Le fait majeur est l'affaiblissement du Parti socialiste, au point de l'obliger à se faire hara-kiri pour éviter la victoire du Front national dans trois de ses fiefs historiques : d'abord les deux plus vieilles régions ouvrières, le Nord et l'Est, ensuite la région PACA qui comprend Marseille.

Ce parti ne résiste bien qu'en Bretagne, ancien fief de la droite catholique, aujourd'hui déchristianisé. On pouvait penser que l'émergence du PS dans de veilles terres de pratique religieuse n'était qu'un phénomène passager.

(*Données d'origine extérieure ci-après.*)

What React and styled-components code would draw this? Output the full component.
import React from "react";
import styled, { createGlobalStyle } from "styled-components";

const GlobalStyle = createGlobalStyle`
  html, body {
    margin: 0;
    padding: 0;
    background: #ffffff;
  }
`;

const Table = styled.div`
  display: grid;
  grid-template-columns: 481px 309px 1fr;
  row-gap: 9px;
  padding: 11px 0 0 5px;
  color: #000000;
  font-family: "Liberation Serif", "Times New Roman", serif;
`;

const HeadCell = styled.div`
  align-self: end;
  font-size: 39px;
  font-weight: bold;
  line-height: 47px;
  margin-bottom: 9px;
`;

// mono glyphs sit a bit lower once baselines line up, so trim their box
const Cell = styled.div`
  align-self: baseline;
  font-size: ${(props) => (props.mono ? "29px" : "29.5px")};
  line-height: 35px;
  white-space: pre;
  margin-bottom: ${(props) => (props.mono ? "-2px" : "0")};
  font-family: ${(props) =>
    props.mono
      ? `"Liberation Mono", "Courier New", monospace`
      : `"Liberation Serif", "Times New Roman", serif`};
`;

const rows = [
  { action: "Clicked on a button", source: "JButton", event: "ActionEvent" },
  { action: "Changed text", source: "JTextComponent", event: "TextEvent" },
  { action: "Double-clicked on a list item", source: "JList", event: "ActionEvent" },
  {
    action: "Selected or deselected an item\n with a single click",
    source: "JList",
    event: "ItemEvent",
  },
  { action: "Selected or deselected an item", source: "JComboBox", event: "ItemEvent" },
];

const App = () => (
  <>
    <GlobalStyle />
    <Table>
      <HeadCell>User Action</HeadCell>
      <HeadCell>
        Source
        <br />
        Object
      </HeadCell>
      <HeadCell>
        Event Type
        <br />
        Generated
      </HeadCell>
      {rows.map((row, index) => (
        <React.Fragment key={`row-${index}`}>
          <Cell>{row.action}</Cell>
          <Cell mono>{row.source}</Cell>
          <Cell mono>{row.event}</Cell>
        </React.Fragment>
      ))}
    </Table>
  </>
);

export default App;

Même s'il faut faire la part de la personnalité de Jean-Yves Le Drian, ministre de la Défense propulsé sur le devant de la scène par les différentes guerres que nous menons pour le meilleur et pour le pire, le phénomène qualifié par Emmanuel Todd de christianisme "zombie" (que sont d’anciens chrétiens devenus généralement antichrétiens et non des pratiquants endormis comme beaucoup l'ont compris à tort), se confirme.

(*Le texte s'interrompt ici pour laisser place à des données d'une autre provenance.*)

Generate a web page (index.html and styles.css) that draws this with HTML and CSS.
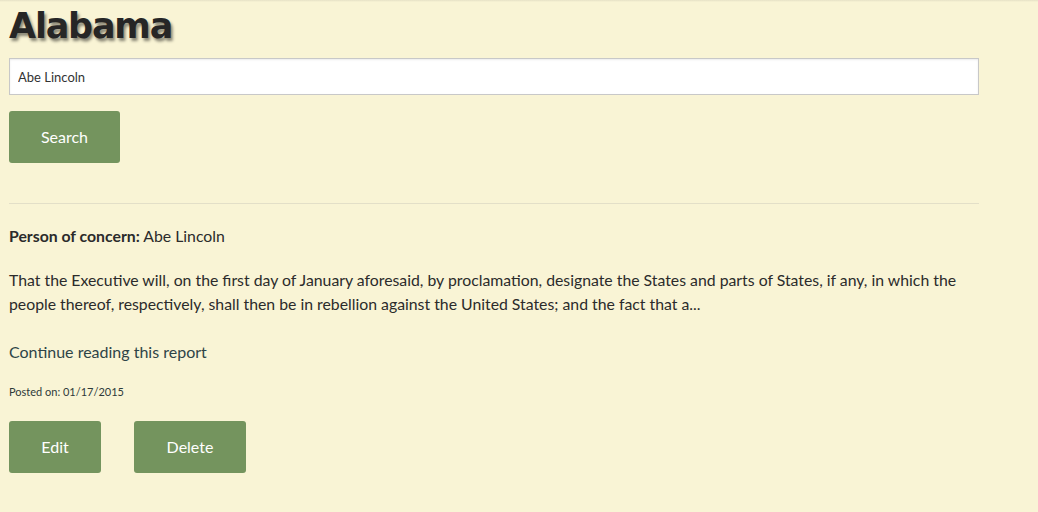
FILE: index.html
```html
<!DOCTYPE html>
<html>
<head>
<meta charset="utf-8">
<link rel="stylesheet" href="styles.css">
</head>
<body>
<div class="topline"></div>
<main class="page">
  <h1 class="title">Alabama</h1>
  <form class="search">
    <input class="search-input" type="text" value="Abe Lincoln">
    <button class="btn btn-search" type="button">Search</button>
  </form>
  <hr class="rule">
  <section class="report">
    <p class="person"><strong>Person of concern:</strong> Abe Lincoln</p>
    <p class="excerpt">That the Executive will, on the first day of January aforesaid, by proclamation, designate the States and parts of States, if any, in which the people thereof, respectively, shall then be in rebellion against the United States; and the fact that a...</p>
    <a class="more" href="#">Continue reading this report</a>
    <p class="posted">Posted on: 01/17/2015</p>
    <div class="actions">
      <button class="btn btn-edit" type="button">Edit</button>
      <button class="btn btn-delete" type="button">Delete</button>
    </div>
  </section>
</main>
</body>
</html>
```
FILE: styles.css
```css
html, body {
  margin: 0;
  padding: 0;
  background: #f9f4d5;
  font-family: Lato, "Open Sans", sans-serif;
  color: #2b2b2b;
}
.topline {
  height: 2px;
  background: linear-gradient(#e6e1c6, #f9f4d5);
}
.page {
  width: 970px;
  padding: 0 9px;
}
.title {
  margin: 0;
  padding-top: 2px;
  font-family: "DejaVu Sans", sans-serif;
  font-weight: 700;
  font-size: 35px;
  line-height: 44px;
  letter-spacing: -1.2px;
  color: #262626;
  text-shadow: 2px 3px 3px rgba(0,0,0,0.45);
}
.search {
  margin-top: 10px;
}
.search-input {
  display: block;
  box-sizing: border-box;
  width: 970px;
  height: 37px;
  margin: 0;
  padding: 0 8px;
  border: 1px solid #c8c8c8;
  box-shadow: inset 0 1px 2px rgba(0,0,0,0.08);
  background: #fff;
  font-family: Lato, sans-serif;
  font-size: 13px;
  color: #333;
  outline: none;
}
.btn {
  box-sizing: border-box;
  height: 52px;
  border: none;
  border-radius: 3px;
  background: #74945e;
  color: #fff;
  font-family: Lato, sans-serif;
  font-size: 16px;
  line-height: 20px;
  padding: 0;
  cursor: pointer;
}
.btn-search {
  display: block;
  width: 111px;
  margin-top: 16px;
}
.rule {
  margin: 40px 0 0;
  border: none;
  border-top: 1px solid #e3dfc8;
  height: 0;
}
.report {
  padding-top: 22px;
}
.person {
  margin: 0;
  font-size: 15.8px;
  line-height: 20px;
}
.excerpt {
  margin: 22px 0 0;
  font-size: 15.8px;
  line-height: 24px;
}
.more {
  display: block;
  margin-top: 25px;
  font-size: 16px;
  line-height: 22px;
  color: #2e4447;
  text-decoration: none;
}
.posted {
  margin: 22px 0 0;
  font-size: 11px;
  line-height: 14px;
  color: #2e3a3a;
}
.actions {
  display: flex;
  gap: 33px;
  margin-top: 22px;
}
.btn-edit { width: 92px; }
.btn-delete { width: 112px; }
```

Le corollaire de cet effondrement du Parti socialiste est la consolidation du Front national sur ces terres qui ne sont pas seulement des pays de vieille industrie mais aussi des régions de passage, ouvertes sur l'axe central de l'Europe. On peut en dire autant de la Bourgogne Franche-Comté, ancienne région industrielle elle aussi, où le FN domine désormais. En dehors de la région PACA qui n'a pas été modifiée, il se peut que le regroupement des régions, mal ressenti, ait eu aussi son impact.

Autre singularité et non des moindres : l'Île-de-France où le Front national est beaucoup plus faible qu'ailleurs. Le vote d'opposition le plus crédible demeure dès lors les Républicains menés par une Valérie Pécresse conquérante. Que la mondialisation profite le plus à cette région qui distance désormais le reste de la France en termes de richesse, y explique à soi seul la faiblesse du FN.

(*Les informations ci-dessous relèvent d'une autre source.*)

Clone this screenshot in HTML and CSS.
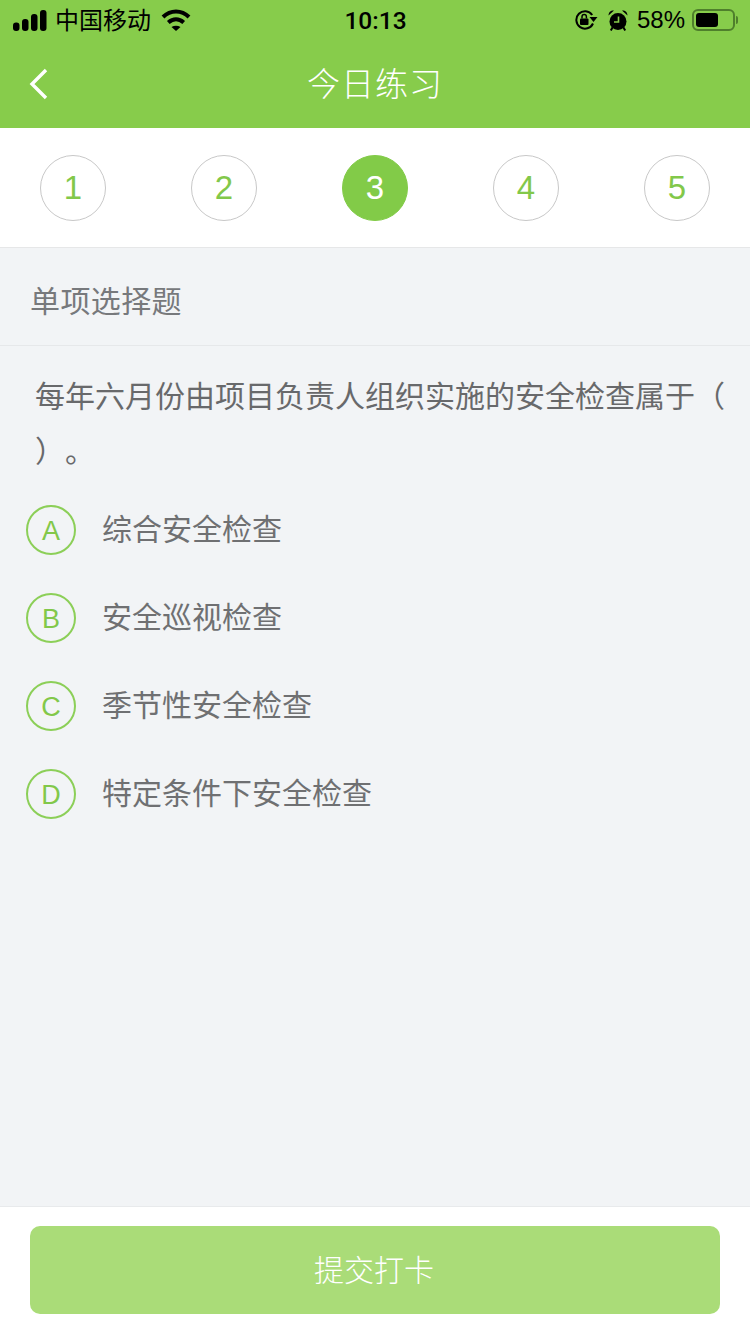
FILE: index.html
```html
<!DOCTYPE html>
<html lang="zh-CN">
<head>
  <meta charset="UTF-8">
  <meta name="viewport" content="width=device-width, initial-scale=1.0">
  <title>今日练习</title>
  <link rel="stylesheet" href="styles.css">
</head>
<body>
  <div class="page">
    <header class="top">
      <div class="status">
        <div class="status-left">
          <svg class="signal" width="34" height="21" viewBox="0 0 34 21">
            <rect x="0" y="12.500" width="6.500" height="8.500" rx="3"/>
            <rect x="9" y="9" width="6.500" height="12" rx="3"/>
            <rect x="18" y="4" width="6.500" height="17" rx="3"/>
            <rect x="27" y="0" width="6.500" height="21" rx="3"/>
          </svg>
          <span class="carrier">中国移动</span>
          <svg class="wifi" width="30" height="22" viewBox="0 0 30 22">
            <path d="M2 8C9.500 .7 20.500 .7 28 8" fill="none" stroke="#000" stroke-width="4"/>
            <path d="M7.300 13.500C12 9.300 18 9.300 22.700 13.500" fill="none" stroke="#000" stroke-width="4"/>
            <path d="M10.500 18c2.800-1.800 6.200-1.800 9 0l-4.500 4z"/>
          </svg>
        </div>
        <span class="time">10:13</span>
        <div class="status-right">
          <svg class="lock" width="23" height="20" viewBox="0 0 23 20">
            <path d="M17.200 5A8.700 8.700 0 1 0 18 13.500" fill="none" stroke="#000" stroke-width="2"/>
            <path d="M14.500 7h8l-4 5z"/>
            <rect x="5" y="8.500" width="8.500" height="6.500" rx="1"/>
            <path d="M7 8.500V6.800a2.200 2.200 0 0 1 4.400 0v1.700" fill="none" stroke="#000" stroke-width="1.500"/>
          </svg>
          <svg class="alarm" width="20" height="21" viewBox="0 0 20 21">
            <circle cx="10" cy="11.500" r="8.500"/>
            <path d="M.5 5.500C.5 2 3 .2 6 .5zM19.500 5.500C19.500 2 17 .2 14 .5z"/>
            <path d="M4.500 17.500 2.800 20.500M15.500 17.500 17.200 20.500" stroke="#000" stroke-width="2"/>
            <path d="M10.500 6.500v5.500H6" fill="none" stroke="#87cc4b" stroke-width="1.600"/>
          </svg>
          <span class="percent">58%</span>
          <div class="battery"><div class="battery-level"></div></div>
          <div class="battery-tip"></div>
        </div>
      </div>
      <nav class="nav">
        <svg class="back" width="20" height="32" viewBox="0 0 20 32">
          <path d="M17 2 3 16l14 14" fill="none" stroke="#fff" stroke-width="3.400"/>
        </svg>
        <h1 class="nav-title">今日练习</h1>
      </nav>
    </header>

    <div class="steps">
      <div class="step">1</div>
      <div class="step">2</div>
      <div class="step step-on">3</div>
      <div class="step">4</div>
      <div class="step">5</div>
    </div>

    <main class="content">
      <div class="kind">单项选择题</div>
      <p class="question">每年六月份由项目负责人组织实施的安全检查属于（ ）。</p>
      <ul class="options">
        <li class="option"><span class="letter">A</span><span class="option-text">综合安全检查</span></li>
        <li class="option"><span class="letter">B</span><span class="option-text">安全巡视检查</span></li>
        <li class="option"><span class="letter">C</span><span class="option-text">季节性安全检查</span></li>
        <li class="option"><span class="letter">D</span><span class="option-text">特定条件下安全检查</span></li>
      </ul>
    </main>

    <footer class="bottom">
      <button class="submit">提交打卡</button>
    </footer>
  </div>
</body>
</html>
```

FILE: styles.css
```css
* {
  box-sizing: border-box;
}

body {
  margin: 0;
  font-family: "Liberation Sans", "Noto Sans CJK SC", sans-serif;
  background-color: #f2f4f6;
}

.page {
  display: flex;
  flex-direction: column;
  width: 750px;
  height: 1334px;
  overflow: hidden;
}

.top {
  height: 128px;
  background-color: #87cc4b;
}

.status {
  display: grid;
  grid-template-columns: 1fr auto 1fr;
  align-items: center;
  height: 40px;
  padding: 0 12px 0 13px;
  color: #000;
}

.status-left,
.status-right {
  display: flex;
  align-items: center;
}

.status-right {
  justify-content: flex-end;
}

.signal {
  margin-right: 8px;
}

.carrier {
  margin-top: -3px;
  margin-right: 10px;
  font-size: 24px;
}

.time {
  font-family: Roboto, "Liberation Sans", sans-serif;
  font-size: 24.500px;
  font-weight: 500;
}

.lock {
  margin-right: 10px;
}

.alarm {
  margin-right: 9px;
}

.percent {
  margin-right: 7px;
  font-size: 24px;
}

.battery {
  width: 43px;
  height: 22px;
  padding: 2px;
  border: 2px solid #4f7f2c;
  border-radius: 6px;
}

.battery-level {
  width: 22px;
  height: 100%;
  background-color: #000;
  border-radius: 3px;
}

.battery-tip {
  width: 2px;
  height: 8px;
  margin-left: 1px;
  background-color: #4f7f2c;
  border-radius: 0 2px 2px 0;
}

.nav {
  position: relative;
  display: flex;
  justify-content: center;
  align-items: center;
  height: 88px;
  padding-bottom: 4px;
}

.back {
  position: absolute;
  left: 29px;
  top: 28px;
}

.nav-title {
  margin: 0;
  font-size: 33px;
  font-weight: 300;
  color: #fff;
  letter-spacing: 1px;
}

.steps {
  display: flex;
  justify-content: space-between;
  align-items: center;
  height: 120px;
  padding: 0 40px;
  background-color: #fff;
  border-bottom: 1px solid #e6e7e8;
}

.step {
  display: flex;
  justify-content: center;
  align-items: center;
  width: 66px;
  height: 66px;
  font-size: 33px;
  color: #82c84a;
  border: 1px solid #c8c8c8;
  border-radius: 50%;
}

.step-on {
  color: #fff;
  background-color: #82cb48;
  border-color: #82cb48;
}

.content {
  flex: 1;
}

.kind {
  height: 98px;
  padding-top: 34px;
  padding-left: 30px;
  font-size: 30px;
  line-height: 40px;
  letter-spacing: 0.4px;
  color: #77797c;
  border-bottom: 1px solid #e6e8ea;
}

.question {
  margin: 23px 0 0;
  padding: 0 20px 0 35px;
  font-size: 30px;
  line-height: 55px;
  color: #68696b;
  text-spacing-trim: space-all;
}

.options {
  list-style: none;
  margin: 7px 0 0;
  padding: 0 0 0 26px;
}

.option {
  display: flex;
  align-items: center;
  height: 88px;
  font-size: 30px;
  color: #6f7072;
}

.letter {
  display: flex;
  justify-content: center;
  align-items: center;
  width: 50px;
  height: 50px;
  margin-right: 27px;
  padding-top: 2px;
  font-size: 27px;
  color: #82c84a;
  border: 2px solid #8ccf58;
  border-radius: 50%;
}

.option-text {
  margin-left: -1px;
  padding-bottom: 6px;
}

.bottom {
  height: 128px;
  padding: 19px 30px 0;
  background-color: #fff;
  border-top: 1px solid #e8eaec;
}

.submit {
  display: block;
  width: 100%;
  height: 88px;
  padding: 0 2px 4px 0;
  font-family: inherit;
  font-size: 30px;
  font-weight: 300;
  color: #fff;
  background-color: #aadc78;
  border: 0;
  border-radius: 10px;
}
```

Même efficacité de la droite classique en région lyonnaise (additionnée de l'Auvergne) où Laurent Wauquiez se défend bien ou encore dans les Pays-de-la- Loire. La Normandie et le Centre sont plus incertains.

L’impact de La Manif pour tous

Les Républicains ont au contraire leur résultat le plus faible en Midi-Pyrénées-Languedoc-Roussillon. Étonnante région : Languedoc-Roussillon seul aurait été dominé par le Front national, Midi-Pyrénées seul par les Républicains ; par l'effet de la triangulaire la fusion des deux permet à la gauche d'y tirer son épingle du jeu.

Comme la personnalité de chefs de file a son importance, le choix discutable de Dominique Reynié, partisan de l'entrée de la Turquie dans l'Union européenne et de la GPA, explique que les Républicains tombent au-dessous de 20 %. Encore une fois, après les élections municipales de Paris et de Strasbourg, ou les sénatoriales de Haute-Saône (qui ont vu la défaite du socialiste Jean-Pierre Michel, PS, militant infatigable du mariage homosexuel), La Manif pour tous montre sa capacité de représailles alors même que les partis d'opposition (y compris le FN) préfèrent oublier ce grand mouvement social.

Faut-il mettre tout le Sud-Ouest au chapitre des résistances de la gauche ? Sans doute pour l'Aquitaine-Poitou-Limousin, encore qu'on puisse s'interroger pour savoir si cette résistance n'est pas plus un phénomène d'appareil que de convictions. La situation en Midi-Pyrénées-Languedoc où le FN vient en tête, est, on l'a vu, plus difficile à interpréter.

L'éclatement du vote de la Corse ne permet pas pour le moment de le commenter. En dehors de la Réunion, l'outre-mer confirme cependant son orientation à gauche.

Les divergences fortes qui s'expriment entre les régions, malgré une poussée générale vers la droite, ne marquent-elles pas le début d'un mouvement centrifuge des territoires ? On peut se le demander.